This past weekend, we all woke up to horrific news of the surprise attack on Israel by Hamas from the Gaza Strip. Though there are far reaching geopolitical considerations for political punditry and military strategist pontification, our focus is on possible investment ramifications.
Recall our saying, “uncertainty is the kryptonite of the financial markets.” Few things are as uncertain or destructive as armed conflicts or wars. To many, it may seem odd that the financial markets produced positive returns during the initial trading day after the attack. Shouldn’t military conflict, which clearly qualifies as uncertainty, have had a negative effect on the investment markets? In short, yes and no.
Unfortunately, the Middle East is prone to conflict conditioning investors to military friction. Every few years, the Middle East has some sort of incursion, invasion, or attack. These center around religious sectarianism, regional control, and land grabs. The regularity of such events no longer takes investors by surprise. Following a call for calm, financial markets look beyond the initiate attack and retaliation towards a short-term resolution and return to business as usual.
The Hamas-Israel conflict has so far been isolated to regional combatants and humanitarian tragedy. The affected provincial area has limited economic or business interests. Financial markets may change their tune should the conflict broaden to urban areas of Israel with wider business interests, effect globally necessary energy sources, or draw other regional or global powers into the conflict.

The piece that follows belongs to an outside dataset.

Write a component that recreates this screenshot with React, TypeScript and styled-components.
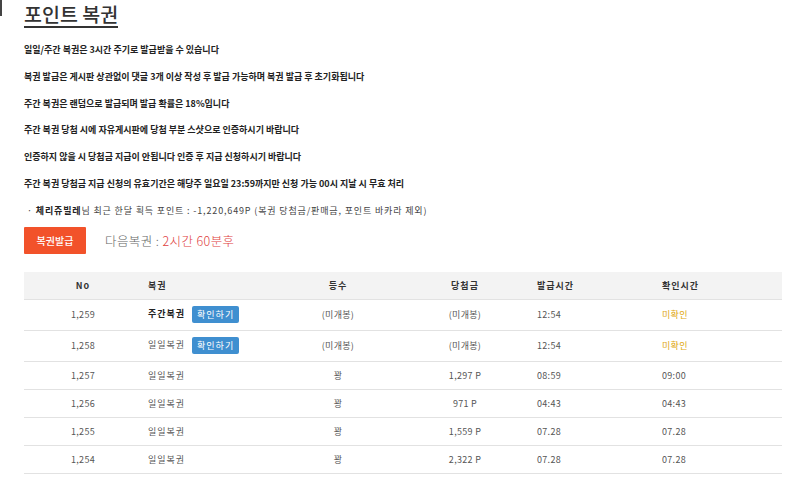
import React from 'react';
import styled, { createGlobalStyle } from 'styled-components';

const GlobalStyle = createGlobalStyle`
  html, body {
    margin: 0;
    padding: 0;
    background: #fff;
  }
  body {
    font-family: "Noto Sans CJK KR", "Noto Sans", sans-serif;
    color: #333;
  }
`;

const Page = styled.div`
  position: relative;
  width: 800px;
  height: 485px;
  overflow: hidden;
  padding: 2px 0 0 24px;
  box-sizing: border-box;
`;

const EdgeMark = styled.div`
  position: absolute;
  left: 0;
  top: 0;
  width: 2px;
  height: 16px;
  background: #444;
`;

const Title = styled.h2`
  display: inline-block;
  margin: 0;
  font-size: 19.5px;
  line-height: 24px;
  font-weight: 500;
  color: #333;
  border-bottom: 2px solid #333;
`;

const Notices = styled.div`
  display: flex;
  flex-direction: column;
  gap: 14.8px;
  margin-top: 16px;
`;

const Notice = styled.p`
  margin: 0;
  font-size: 9px;
  line-height: 12px;
  font-weight: 700;
  color: #222;
`;

const MemberLine = styled.p`
  margin: 15px 0 0;
  font-size: 9px;
  line-height: 12px;
  color: #444;
  letter-spacing: 0.85px;
  padding-left: 3px;

  b {
    font-weight: 700;
    color: #222;
  }
`;

const ActionRow = styled.div`
  display: flex;
  align-items: center;
  gap: 19px;
  margin-top: 10px;
`;

const IssueButton = styled.button`
  width: 62px;
  height: 27px;
  border: none;
  border-radius: 1px;
  background: #f2522a;
  color: #fff;
  font-family: inherit;
  font-size: 10px;
  font-weight: 500;
  padding: 0;
  cursor: pointer;
`;

const NextInfo = styled.span`
  font-size: 12.5px;
  letter-spacing: 0.4px;
  color: #666;
  font-weight: 300;
`;

const NextTime = styled.span`
  color: #e04040;
`;

const Table = styled.table`
  margin-top: 18px;
  width: 758px;
  border-collapse: collapse;
  table-layout: fixed;
`;

const Head = styled.th<{ $align?: string; $pad?: number }>`
  height: 27px;
  padding: 0 0 0 ${p => p.$pad ?? 0}px;
  background: #f3f3f3;
  border-bottom: 1px solid #e2e2e2;
  font-size: 9px;
  font-weight: 700;
  color: #333;
  letter-spacing: 1px;
  text-align: ${p => p.$align ?? 'center'};
`;

const Row = styled.tr<{ $tall?: boolean }>`
  height: ${p => (p.$tall ? 31 : 28)}px;
`;

const Cell = styled.td<{ $align?: string; $pad?: number; $tone?: string }>`
  padding: 0 0 0 ${p => p.$pad ?? 0}px;
  border-bottom: 1px solid #e2e2e2;
  font-size: 9px;
  letter-spacing: 0.3px;
  color: ${p => p.$tone ?? '#555'};
  text-align: ${p => p.$align ?? 'center'};
  white-space: nowrap;
`;

const Kind = styled.span<{ $bold?: boolean }>`
  letter-spacing: 1px;
  font-weight: ${p => (p.$bold ? 700 : 400)};
  color: ${p => (p.$bold ? '#222' : '#555')};
`;

const CheckButton = styled.button`
  margin-left: 7px;
  height: 17px;
  width: 47px;
  padding: 0;
  border: none;
  border-radius: 2px;
  background: #3f8fd0;
  color: #fff;
  font-family: inherit;
  font-size: 9px;
  letter-spacing: 1px;
  vertical-align: middle;
  cursor: pointer;
`;

const notices = [
  '일일/주간 복권은 3시간 주기로 발급받을 수 있습니다',
  '복권 발급은 게시판 상관없이 댓글 3개 이상 작성 후 발급 가능하며 복권 발급 후 초기화됩니다',
  '주간 복권은 랜덤으로 발급되며 발급 확률은 18%입니다',
  '주간 복권 당첨 시에 자유게시판에 당첨 부분 스샷으로 인증하시기 바랍니다',
  '인증하지 않을 시 당첨금 지급이 안됩니다 인증 후 지급 신청하시기 바랍니다',
  '주간 복권 당첨금 지급 신청의 유효기간은 해당주 일요일 23:59까지만 신청 가능 00시 지날 시 무효 처리',
];

type Ticket = {
  no: string;
  kind: string;
  weekly?: boolean;
  pending?: boolean;
  rank: string;
  prize: string;
  issued: string;
  checked: string;
};

const tickets: Ticket[] = [
  { no: '1,259', kind: '주간복권', weekly: true, pending: true, rank: '(미개봉)', prize: '(미개봉)', issued: '12:54', checked: '미확인' },
  { no: '1,258', kind: '일일복권', pending: true, rank: '(미개봉)', prize: '(미개봉)', issued: '12:54', checked: '미확인' },
  { no: '1,257', kind: '일일복권', rank: '꽝', prize: '1,297 P', issued: '08:59', checked: '09:00' },
  { no: '1,256', kind: '일일복권', rank: '꽝', prize: '971 P', issued: '04:43', checked: '04:43' },
  { no: '1,255', kind: '일일복권', rank: '꽝', prize: '1,559 P', issued: '07.28', checked: '07.28' },
  { no: '1,254', kind: '일일복권', rank: '꽝', prize: '2,322 P', issued: '07.28', checked: '07.28' },
];

const App: React.FC = () => {
  return (
    <>
      <GlobalStyle />
      <Page>
        <EdgeMark />
        <Title>포인트 복권</Title>
        <Notices>
          {notices.map(n => (
            <Notice key={n}>{n}</Notice>
          ))}
        </Notices>
        <MemberLine>
          · <b>체리쥬빌레</b>님 최근 한달 획득 포인트 : -1,220,649P (복권 당첨금/판매금, 포인트 바카라 제외)
        </MemberLine>
        <ActionRow>
          <IssueButton>복권발급</IssueButton>
          <NextInfo>
            다음복권 : <NextTime>2시간 60분후</NextTime>
          </NextInfo>
        </ActionRow>
        <Table>
          <colgroup>
            <col style={{ width: 118 }} />
            <col style={{ width: 138 }} />
            <col style={{ width: 116 }} />
            <col style={{ width: 138 }} />
            <col style={{ width: 125 }} />
            <col style={{ width: 123 }} />
          </colgroup>
          <thead>
            <tr>
              <Head>No</Head>
              <Head $align="left" $pad={6}>복권</Head>
              <Head>등수</Head>
              <Head>당첨금</Head>
              <Head $align="left" $pad={3}>발급시간</Head>
              <Head $align="left" $pad={3}>확인시간</Head>
            </tr>
          </thead>
          <tbody>
            {tickets.map(t => (
              <Row key={t.no} $tall={t.pending}>
                <Cell>{t.no}</Cell>
                <Cell $align="left" $pad={6}>
                  <Kind $bold={t.weekly}>{t.kind}</Kind>
                  {t.pending && <CheckButton>확인하기</CheckButton>}
                </Cell>
                <Cell>{t.rank}</Cell>
                <Cell>{t.prize}</Cell>
                <Cell $align="left" $pad={3}>{t.issued}</Cell>
                <Cell $align="left" $pad={3} $tone={t.pending ? '#e0a812' : undefined}>
                  {t.checked}
                </Cell>
              </Row>
            ))}
          </tbody>
        </Table>
      </Page>
    </>
  );
};

export default App;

Financial markets can seem callus at times. At the end of the day, financial markets are preoccupied with cash flow and profits. Regional conflicts, flareups, or contained wars may have limited or no impact on international trade. By contrast, larger wars can alter transactional flow impacting the global economy. In the end, businesses are created to offer an appealing product or service and generate cash flow without weighing in on isolated skirmishes.

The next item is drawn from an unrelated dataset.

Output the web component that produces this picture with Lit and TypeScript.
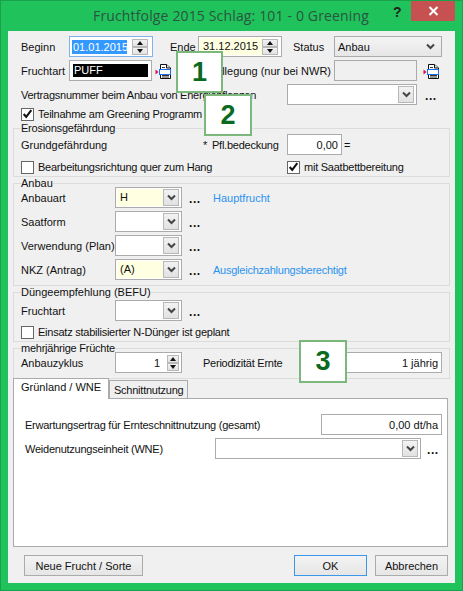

U.S. Treasuries, in particular, are a proxy for the U.S. dollar which is the world’s de facto reserve currency and a safe haven asset. Naturally skittish bond investors favor the safety of Treasuries during periods of insecurity. Over the past few days, bond yields have come down as bond prices have increased. In the near-term, this has helped buoy bond returns hurt by a couple the Federal Reserve’s surprise rate hikes in 2023.

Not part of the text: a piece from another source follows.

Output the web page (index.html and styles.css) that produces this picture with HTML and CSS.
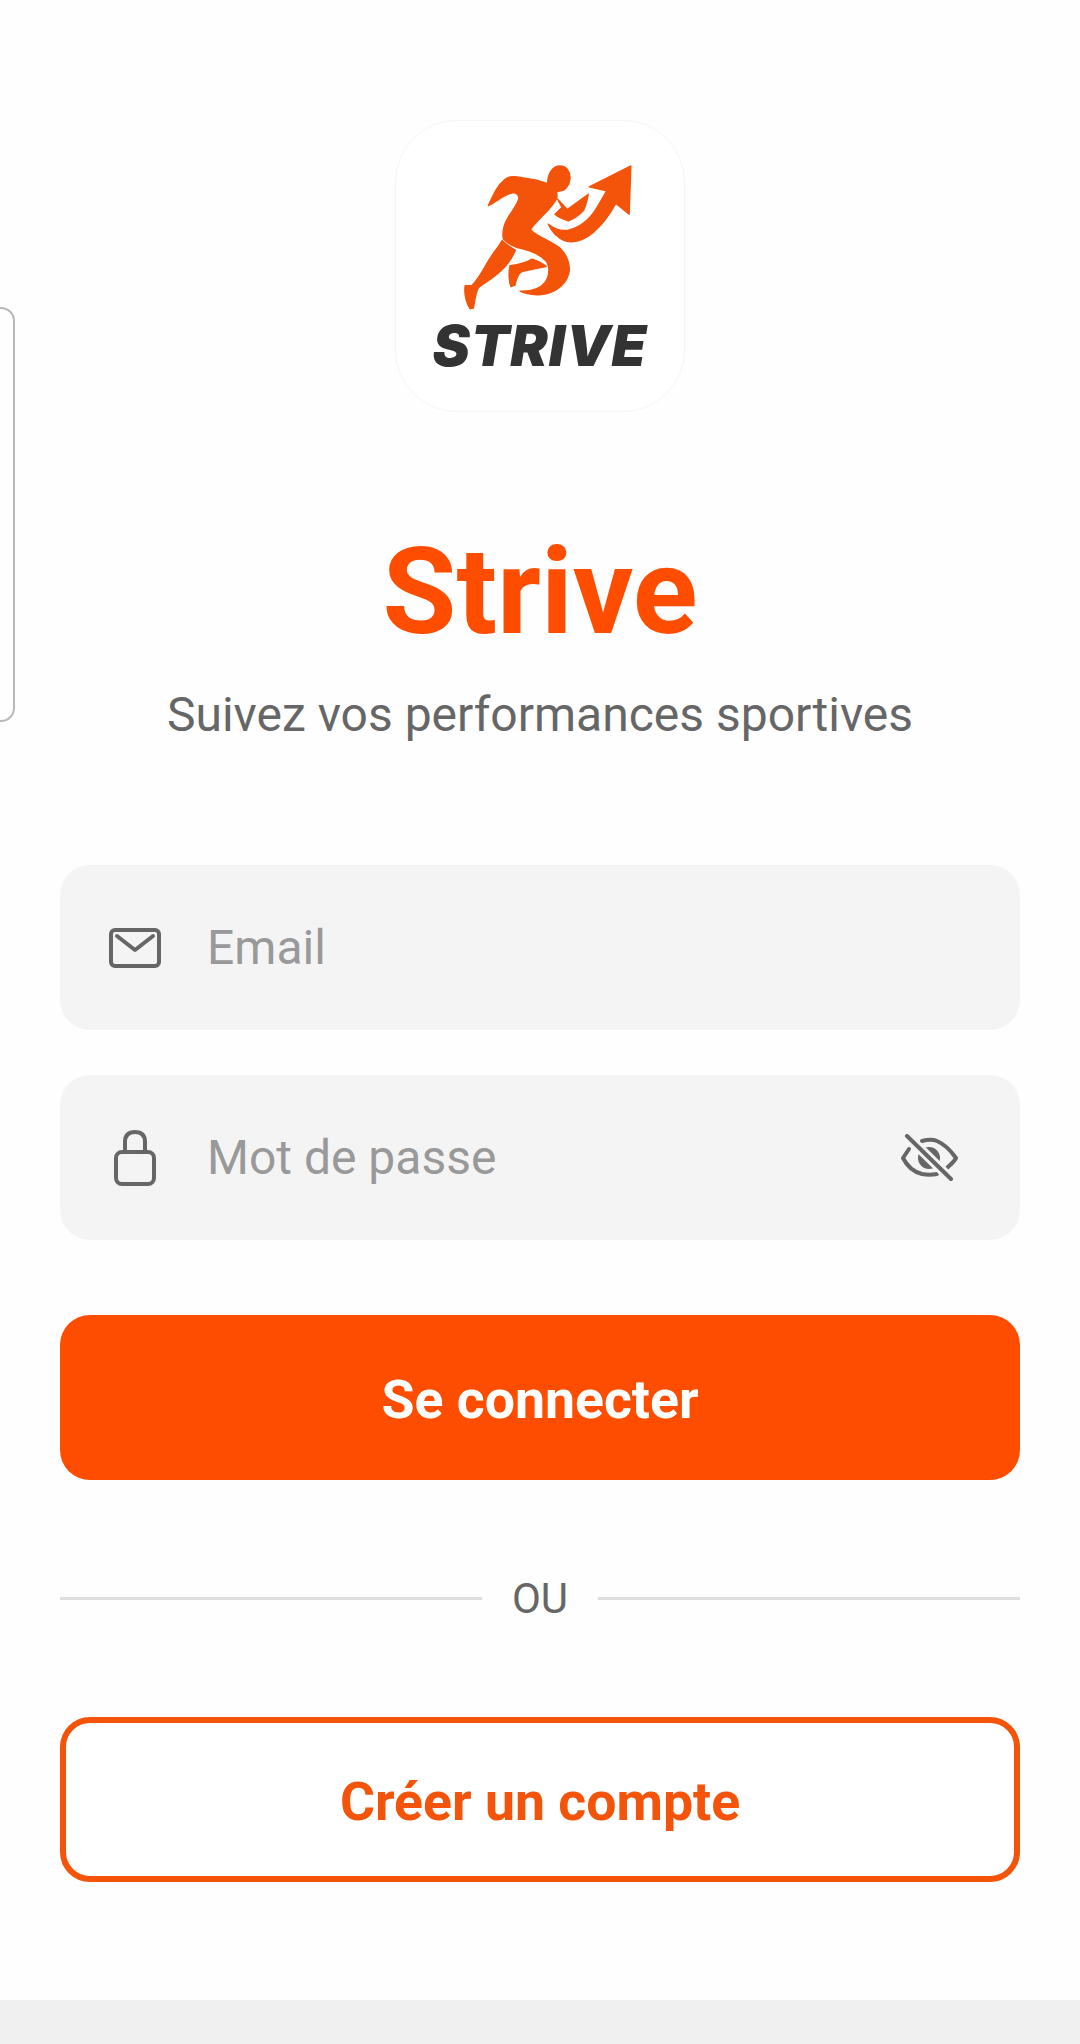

These comments are not to make light of the atrocities of this past weekend, but to give perspective to the seemingly detached financial markets. At this point, the financial markets are expecting this latest brawl to follow the historical blueprint and remain as a short-term contained event. We will continue to monitor this disturbing situation. Despite the Middle East clash, please do your best to enjoy your weekend cheering for your favored sports team.